Monday, January 16, 2012

Taking on Cornel West's mistaken views about young people (updated)

This week Tavis Smiley hosted a forum titled Reawakening America: From Poverty to Prosperity.

Much of what came from Smiley and guests like Cornel West and Michael Moore was the same kind of thing we hear from them all the time. Bob Cesca did a great job of taking on the stupid that was uttered that night by Moore.

But right at the end, West said some things that have weighed heavily on my mind and heart ever since I heard it. I haven't been able to find a transcript, so what I'm about to quote comes from my own clumsy transcription from this video of the 2 1/2 hour event. I'll start at about 2:11:45.

But I'll say this about young folk in a critical way. I do not know of a wave of young people who are commensurate to the grandmothers and grandfathers and those ancestors that shaped me in terms of who I am. I just don't. And the reason is because young people have been so penetrated with the capitalist culture and the cultural superficial spectacle of instant gratification and overnight success and pushed button gettin over...So when we talk about the young people who are to make this fundamental social change, if you're not talking about courage and integrity and willingness to serve and sacrifice, then you're going to get bought out. You're gonna sell out quick. You're not gonna be a long distance runner. You're gonna be so obsessed with instant success and superficial status that you're gonna make your grandmama weep from the grave. Cause she wanted you to have earned greatness, not quick success. She wanted you measured by the love in your heart and the service that you rendered, not what your position is and how big your crib is. That's a very different sensibility. And that's a tradition we gotta keep. We gotta fight for that. We gotta keep it alive.

As I watched him say this, faces flashed across my mind...dozens of young people who's grandmama's heart would burst with pride in who they are, the sacrifices they've made and the service they've rendered.

You see, I work with young people like that every day. Many of them have battled through the most amazing odds to complete their educations, get degrees (a couple even went on to get their law degrees and license). And yet they have a commitment to helping the next generation be able navigate the difficult waters they passed through. And so they work for nothing in terms of money and prestige...every gawd-damned day. Not only that, they continue their service on their own time - doing everything from coaching kids in basketball leagues to serving on the executive board of our local NAACP. They live and breath service and sacrifice - away from the spotlight that shines on people like Cornel West.

And so it infuriates me to hear him talk like this. I happen to know that what I see every day is going on all over this country. These young people may not be marching in Mr. West's parade of outrage at the system...they're in there doing the dirty work of getting the job done.
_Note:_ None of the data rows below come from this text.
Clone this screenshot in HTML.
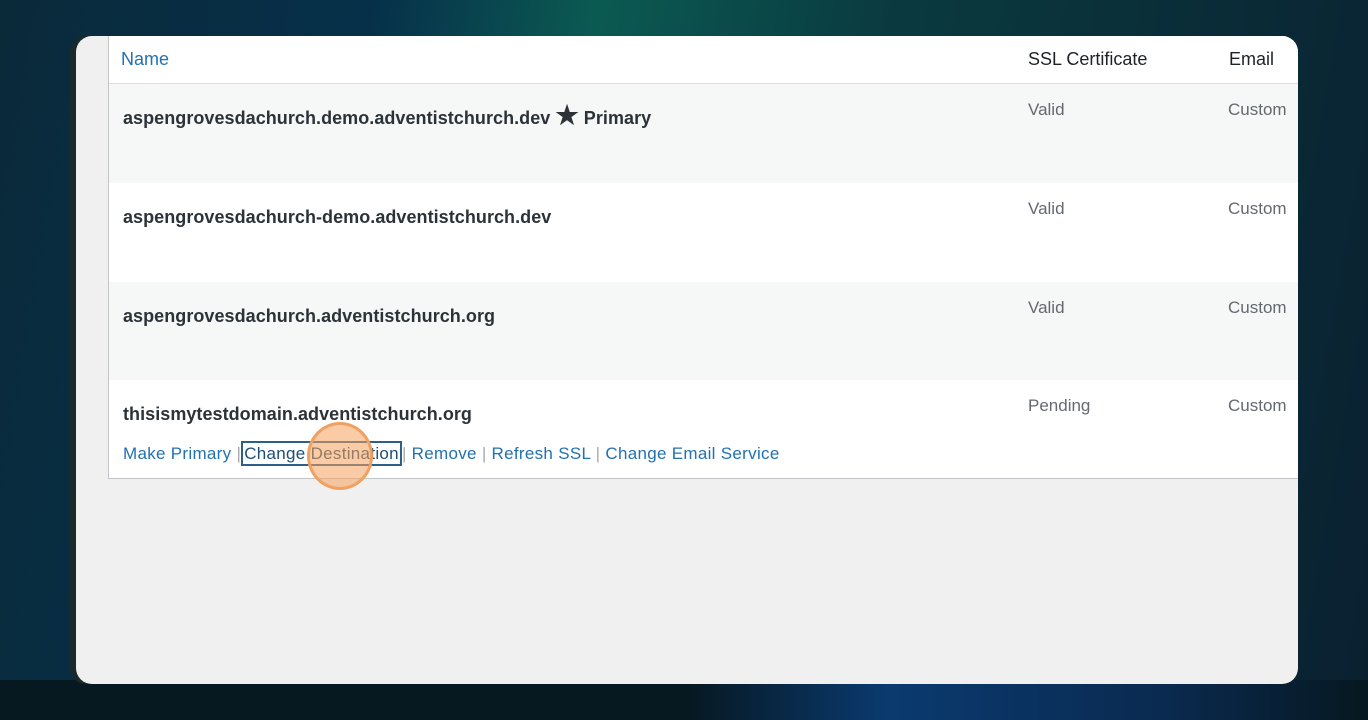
<!DOCTYPE html>
<html><head><style>
body{margin:0;width:1368px;height:720px;overflow:hidden;background:linear-gradient(100deg,#0a2a3a 0%,#06304a 25%,#0b5a52 40%,#0a3a40 60%,#0a2030 100%);font-family:"Liberation Sans",sans-serif;position:relative}
.bot{position:absolute;left:0;right:0;bottom:0;height:40px;background:linear-gradient(90deg,#061820 0%,#061820 50%,#0a3a70 65%,#0a2a50 85%,#061820 100%)}
.card{position:absolute;left:76px;top:36px;width:1222px;height:648px;background:#f0f0f1;border-radius:16px;overflow:hidden;box-shadow:-6px 0 0 #1a2a2a}
.tbl{position:absolute;left:32px;top:0;right:0;height:442px;border-left:1px solid #c3c4c7;border-bottom:1px solid #c3c4c7;background:#fff}
.row{position:absolute;left:0;right:0}
.hdr{top:0;height:47px;border-bottom:1px solid #dcdcde;background:#fff}
.t{position:absolute;font-size:18px;white-space:nowrap}
.b{color:#2c3338;font-weight:bold;font-size:18px;letter-spacing:0.05px}
.g{color:#646970;font-size:17px}
.lnk{color:#2271b1;font-size:17px;letter-spacing:0.3px}
.sep{color:#a7aaad}
</style></head><body>
<div class="bot"></div>
<div class="card">
<div class="tbl">
 <div class="row hdr">
  <div class="t" style="left:12px;top:13px;color:#2271b1">Name</div>
  <div class="t" style="left:919px;top:13px;color:#1d2327">SSL Certificate</div>
  <div class="t" style="left:1120px;top:13px;color:#1d2327">Email</div>
 </div>
 <div class="row" style="top:48px;height:99px;background:#f6f7f7">
  <div class="t b" style="left:14px;top:22px">aspengrovesdachurch.demo.adventistchurch.dev <span style="font-size:26px;line-height:18px">★</span> Primary</div>
  <div class="t g" style="left:919px;top:16px">Valid</div><div class="t g" style="left:1119px;top:16px">Custom</div>
 </div>
 <div class="row" style="top:147px;height:99px;background:#fff">
  <div class="t b" style="left:14px;top:24px">aspengrovesdachurch-demo.adventistchurch.dev</div>
  <div class="t g" style="left:919px;top:16px">Valid</div><div class="t g" style="left:1119px;top:16px">Custom</div>
 </div>
 <div class="row" style="top:246px;height:98px;background:#f6f7f7">
  <div class="t b" style="left:14px;top:24px">aspengrovesdachurch.adventistchurch.org</div>
  <div class="t g" style="left:919px;top:16px">Valid</div><div class="t g" style="left:1119px;top:16px">Custom</div>
 </div>
 <div class="row" style="top:344px;height:98px;background:#fff">
  <div class="t b" style="left:14px;top:24px">thisismytestdomain.adventistchurch.org</div>
  <div class="t g" style="left:919px;top:16px">Pending</div><div class="t g" style="left:1119px;top:16px">Custom</div>
  <div class="t lnk" style="left:14px;top:64px">Make Primary <span class="sep">|</span><span style="border:2px solid #2c5f8a;padding:1px 1px;color:#1d4e75">Change Destination</span><span class="sep">|</span> Remove <span class="sep">|</span> Refresh SSL <span class="sep">|</span> Change Email Service</div>
 </div>
</div>
<div style="position:absolute;left:231px;top:386px;width:60px;height:62px;border-radius:50%;background:rgba(245,160,90,.55);border:3px solid #f0a060"></div>
</div>
</body></html>
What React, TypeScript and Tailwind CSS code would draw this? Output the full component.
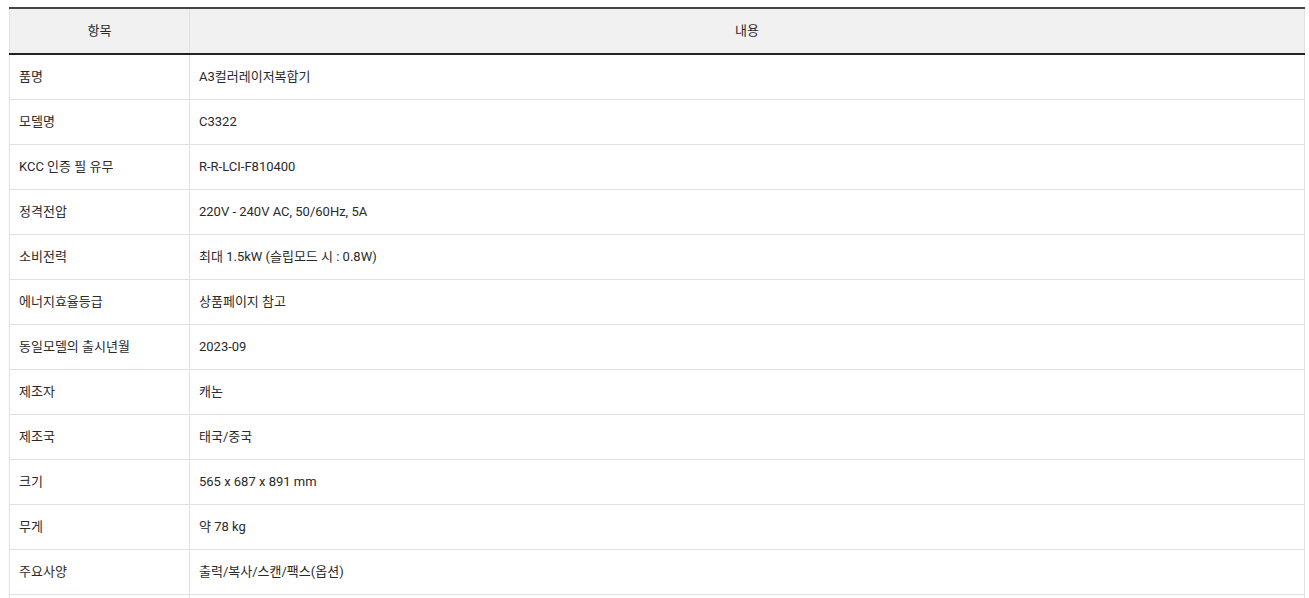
import React from "react";

const rows: [string, string][] = [
  ["품명", "A3컬러레이저복합기"],
  ["모델명", "C3322"],
  ["KCC 인증 필 유무", "R-R-LCI-F810400"],
  ["정격전압", "220V - 240V AC, 50/60Hz, 5A"],
  ["소비전력", "최대 1.5kW (슬립모드 시 : 0.8W)"],
  ["에너지효율등급", "상품페이지 참고"],
  ["동일모델의 출시년월", "2023-09"],
  ["제조자", "캐논"],
  ["제조국", "태국/중국"],
  ["크기", "565 x 687 x 891 mm"],
  ["무게", "약 78 kg"],
  ["주요사양", "출력/복사/스캔/팩스(옵션)"],
  ["", ""],
];

export default function App() {
  return (
    <div
      className="bg-white w-[1309px] h-[598px] overflow-hidden pt-[7px] pl-[9px]"
      style={{ fontFamily: 'Roboto, "Noto Sans CJK KR", sans-serif' }}
    >
      <table className="w-[1296px] border-collapse text-[13px] text-[#2a2a2a]">
        <thead>
          <tr className="bg-[#f1f1f1] border-t-2 border-t-[#444] border-b-2 border-b-[#222]">
            <th className="w-[180px] h-[46px] font-normal text-center border-x border-[#e0e0e0]">항목</th>
            <th className="h-[46px] font-normal text-center border-x border-[#e0e0e0]">내용</th>
          </tr>
        </thead>
        <tbody>
          {rows.map(([k, v], i) => (
            <tr key={i} className="border-b border-[#e0e0e0]">
              <td className="h-[45px] pl-[9px] border-x border-[#e0e0e0]">{k}</td>
              <td className="h-[45px] pl-[9px] border-x border-[#e0e0e0]">{v}</td>
            </tr>
          ))}
        </tbody>
      </table>
    </div>
  );
}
I've talked to them. They don't have time for Mr. West's pontificating and ego-driven tirades. They're too busy noticing that people are both literally and symbolically hungry. Their satisfaction comes - not in shaking their fist at why that is happening - but in making the bread to actually assuage the hunger.

Sometime in your life, hope that you might see one starved man, the look on his face when the bread finally arrives. Hope that you might have baked it or bought or even kneaded it yourself. For that look on his face, for the meeting of your eyes across a piece of bread, you might be willing to loose a lot, or suffer a lot, or die a little, even.

- Daniel Berrigan

Update: I want to include the words of some other wise people who have done a better job than I have in making these points.

First of all, back in October 2008, Newark Mayor Cory Booker (video) was interviewed by Bill Moyers. Booker is one of those young people who inspires me about the next generation. He doesn't have time for the fist-shaking. Its time to get to work!

But, I'm already getting fatigued with the conversation, and feeling that there's a dearth of action. That it may be in vogue right now because of this presidential election to talk about race, to study and to flip it over. But at the end of the day, is it gonna motivate action? We had the courage to deplore the reality in which we live, but will we show the equal courage to do something about it? Not wait. Not point a finger. Not sit and have debates about a divided America. But, to get into the trenches, to roll up your sleeves, to do the hard, difficult work it takes to manifest the greatness of this nation.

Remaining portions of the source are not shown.